- Stated exercise:
In the listing below, locate the lines that hold the string "React". Copy those lines.
-- start of Recorded information --
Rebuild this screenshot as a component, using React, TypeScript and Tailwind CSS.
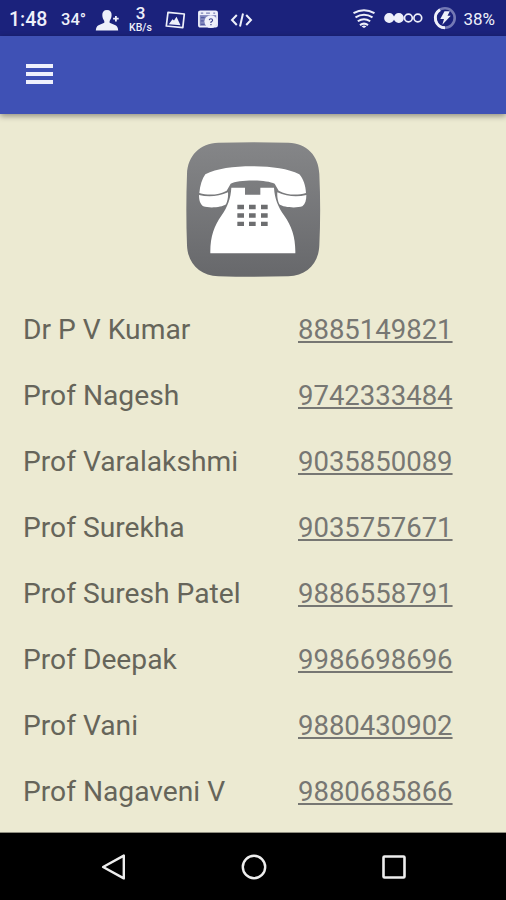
import React from "react";

interface Contact {
  name: string;
  phone: string;
}

const contacts: Contact[] = [
  { name: "Dr P V Kumar", phone: "8885149821" },
  { name: "Prof Nagesh", phone: "9742333484" },
  { name: "Prof Varalakshmi", phone: "9035850089" },
  { name: "Prof Surekha", phone: "9035757671" },
  { name: "Prof Suresh Patel", phone: "9886558791" },
  { name: "Prof Deepak", phone: "9986698696" },
  { name: "Prof Vani", phone: "9880430902" },
  { name: "Prof Nagaveni V", phone: "9880685866" },
];

const StatusBar: React.FC = () => {
  return (
    <div className="flex h-9 shrink-0 items-center justify-between bg-[#1b227c] pl-[9px] pr-[11px] text-[#eef0fa]">
      <div className="flex h-full items-center pt-[3px]">
        <span className="w-[52px] text-[19.5px] font-medium leading-8">1:48</span>
        <span className="w-[34px] text-[16.5px] font-medium leading-8">34°</span>

        {/* Add contact */}
        <svg className="mr-[8px] h-[22px] w-[25px]" viewBox="0 0 25 22" fill="currentColor">
          <path d="M12 1C8.800 1 7.200 3 7.300 6c.1 3 1 4.500 2 6v1.800L3.500 16.300Q1 17.500.8 21.500H23.200Q23 17.500 20.500 16.300L14.600 13.800V12c1-1.500 1.900-3 2-6C16.700 3 15.200 1 12 1z" />
          <path d="M18.100 9.700h5.600M20.900 6.900v5.600" stroke="currentColor" strokeWidth="1.800" />
        </svg>

        {/* Network speed */}
        <div className="flex w-[25px] flex-col items-center">
          <span className="text-[17px] font-medium leading-[17px]">3</span>
          <span className="text-[10.5px] font-medium leading-[12px]">KB/s</span>
        </div>

        {/* Picture */}
        <svg className="ml-[12px] h-[20px] w-[21px]" viewBox="0 0 21 20" fill="none" stroke="currentColor" strokeWidth="1.700">
          <path d="M3 2.300L19.300 4 17.800 17.700 1.300 16z" strokeLinejoin="round" />
          <path d="M3.800 14.200L7.500 9.300 9 10.500 11.500 6.800 15.500 15.200z" fill="currentColor" stroke="none" />
        </svg>

        {/* Calendar */}
        <svg className="ml-[11px] h-[21px] w-[22px]" viewBox="0 0 23 21" fill="none" stroke="currentColor">
          <path d="M2 3.500Q2 2 3.500 2H19.500Q21 2 21 3.500V16.500Q21 18 19.500 18H3.500Q2 18 2 16.500z" fill="#8288bd" strokeWidth="1.800" />
          <path d="M2 4.200H21" strokeWidth="3.400" />
          <path d="M4 3.800h2.500M9.500 3.800h4M17 3.800h2" stroke="#7b81b6" strokeWidth="1.200" />
          <path d="M4 8.500h4M4 12h3M4 15.500h4" stroke="#555ca3" strokeWidth="1.300" />
          <circle cx="14.500" cy="12.700" r="6.700" fill="currentColor" stroke="none" />
          <path d="M12.800 11.200Q13 9.700 14.600 9.700T16.300 11.300Q16.200 12.300 14.600 13.200V14.200M14.600 15.200v1.300" stroke="#3d448c" strokeWidth="1.200" />
        </svg>

        {/* Code */}
        <svg className="ml-[11px] h-[16px] w-[23px]" viewBox="0 0 23 16" fill="none" stroke="currentColor" strokeWidth="2">
          <path d="M6.800 3L2 8l4.800 5M16.200 3L21 8l-4.800 5M13 1.500l-3 13" />
        </svg>
      </div>

      <div className="flex h-full items-center">
        {/* Wi-Fi */}
        <svg className="h-[21px] w-[24px]" viewBox="0 0 24 21" fill="none" stroke="currentColor" strokeWidth="2">
          <path d="M1.500 5.200Q12-.8 22.500 5.200M3.500 9.300Q12 4 20.500 9.300M5.800 13.300Q12 9 18.200 13.300M8 17.100Q12 14.100 16 17.100" />
          <path d="M9.600 18.400Q12 16.500 14.400 18.400L12 20z" fill="currentColor" stroke="none" />
        </svg>

        {/* Signal */}
        <svg className="ml-[8px] h-[12px] w-[39px]" viewBox="0 0 39 12" fill="none" stroke="currentColor" strokeWidth="1.700">
          <circle cx="5.200" cy="6" r="4.200" fill="currentColor" />
          <circle cx="14.800" cy="6" r="4.200" fill="currentColor" />
          <circle cx="24.400" cy="6" r="3.900" />
          <circle cx="33.800" cy="6" r="3.900" />
        </svg>

        {/* Battery */}
        <svg className="ml-[10px] h-[24px] w-[24px]" viewBox="0 0 24 24" fill="none">
          <circle cx="12" cy="12" r="9.700" stroke="#7479b5" strokeWidth="2.600" />
          <path d="M12 21.700A9.700 9.700 0 0 1 7 3.700" stroke="currentColor" strokeWidth="3" />
          <path d="M11.500 5.300H16.800L14.500 9.700H17.800L9.300 18.700L11 13H7.300z" fill="currentColor" />
        </svg>
        <span className="ml-[6px] pt-[2px] text-[17px] leading-8">38%</span>
      </div>
    </div>
  );
};

const TelephoneIcon: React.FC = () => {
  return (
    <svg className="h-[135px] w-[135px]" viewBox="48 37 405 405">
      <defs>
        <linearGradient id="tile" x1="0" y1="0" x2="0" y2="1">
          <stop offset="0" stopColor="#858688" />
          <stop offset="1" stopColor="#67686b" />
        </linearGradient>
      </defs>
      <path
        d="M145 39Q250 36 355 39C410 41 446 77 448 133Q453 240 448 347C446 402 410 438 355 440Q250 443 145 440C90 438 53 402 51 347Q47 240 51 133C53 77 90 41 145 39z"
        fill="url(#tile)"
      />
      {/* Handset */}
      <path
        d="M88 190C90 168 96 148 106 134C140 117 190 110 247 110S354 117 388 134C400 148 407 168 408 190C380 198 350 196 326 183L314 162C290 149 205 149 182 162L170 183C146 196 116 198 88 190z"
        fill="#fff"
      />
      <path
        d="M87 196C116 203 146 200 174 188C175 201 173 213 168 224C156 234 116 236 100 230C90 223 87 211 87 196zM409 196C380 203 350 200 322 188C321 201 323 213 328 224C340 234 380 236 397 230C406 223 409 211 409 196z"
        fill="#fff"
      />
      {/* Body */}
      <path
        d="M184 174H225V195H271V174H312C314 207 324 231 343 258C365 289 377 323 376 371H121C120 323 132 289 154 258C173 231 182 207 184 174z"
        fill="#fff"
      />
      {/* Keys */}
      <path
        d="M202 225h20v14h-20zM237 225h20v14h-20zM273 225h20v14h-20zM202 251h20v13h-20zM237 251h20v13h-20zM273 251h20v13h-20zM202 276h20v13h-20zM237 276h20v13h-20zM273 276h20v13h-20z"
        fill="#6d6e70"
      />
    </svg>
  );
};

const NavigationBar: React.FC = () => {
  return (
    <div className="flex h-[67px] shrink-0 items-center justify-between bg-black pl-[101px] pr-[99px]">
      <svg className="h-[28px] w-[26px]" viewBox="0 0 26 28" fill="none" stroke="#eee" strokeWidth="2.400">
        <path d="M22.800 2.600V25.400L2.100 14z" strokeLinejoin="round" />
      </svg>
      <svg className="h-[26px] w-[26px]" viewBox="0 0 26 26" fill="none" stroke="#eee" strokeWidth="2.400">
        <circle cx="13" cy="13" r="11.200" />
      </svg>
      <svg className="h-[26px] w-[26px]" viewBox="0 0 26 26" fill="none" stroke="#eee" strokeWidth="2.600">
        <rect x="2.500" y="2.500" width="21" height="21" rx="1" />
      </svg>
    </div>
  );
};

const App: React.FC = () => {
  return (
    <div className="flex h-[900px] w-[506px] flex-col overflow-hidden bg-[#ecead2] font-[Roboto,sans-serif]">
      <StatusBar />

      <header className="z-10 flex h-[78px] shrink-0 items-center bg-[#3f51b5] pb-[2px] pl-[26px] shadow-[0_2px_6px_rgba(0,0,0,0.4)]">
        <button className="flex w-[27px] flex-col gap-[4px]" aria-label="Menu">
          <span className="h-[4px] w-full bg-[#eff1fc]" />
          <span className="h-[4px] w-full bg-[#eff1fc]" />
          <span className="h-[4px] w-full bg-[#eff1fc]" />
        </button>
      </header>

      <main className="flex min-h-0 flex-1 flex-col border-b border-[#8f8e80]">
        <div className="flex h-[183px] shrink-0 justify-center pt-[28px]">
          <TelephoneIcon />
        </div>

        {contacts.map((contact) => (
          <div
            key={contact.phone}
            className="flex h-[66px] shrink-0 items-center pl-[23px] text-[27.5px] leading-[66px]"
          >
            <span className="w-[275px] whitespace-nowrap text-[28.2px] text-[#66655a]">{contact.name}</span>
            <span className="text-[#777773] underline decoration-[1.5px] underline-offset-[2px]">
              {contact.phone}
            </span>
          </div>
        ))}
      </main>

      <NavigationBar />
    </div>
  );
};

export default App;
-- end of Recorded information --
- Output:
Rebuild this screenshot as a component, using React, TypeScript and Tailwind CSS.
import React from "react";
const StatusBar: React.FC = () => {
const TelephoneIcon: React.FC = () => {
const NavigationBar: React.FC = () => {
const App: React.FC = () => {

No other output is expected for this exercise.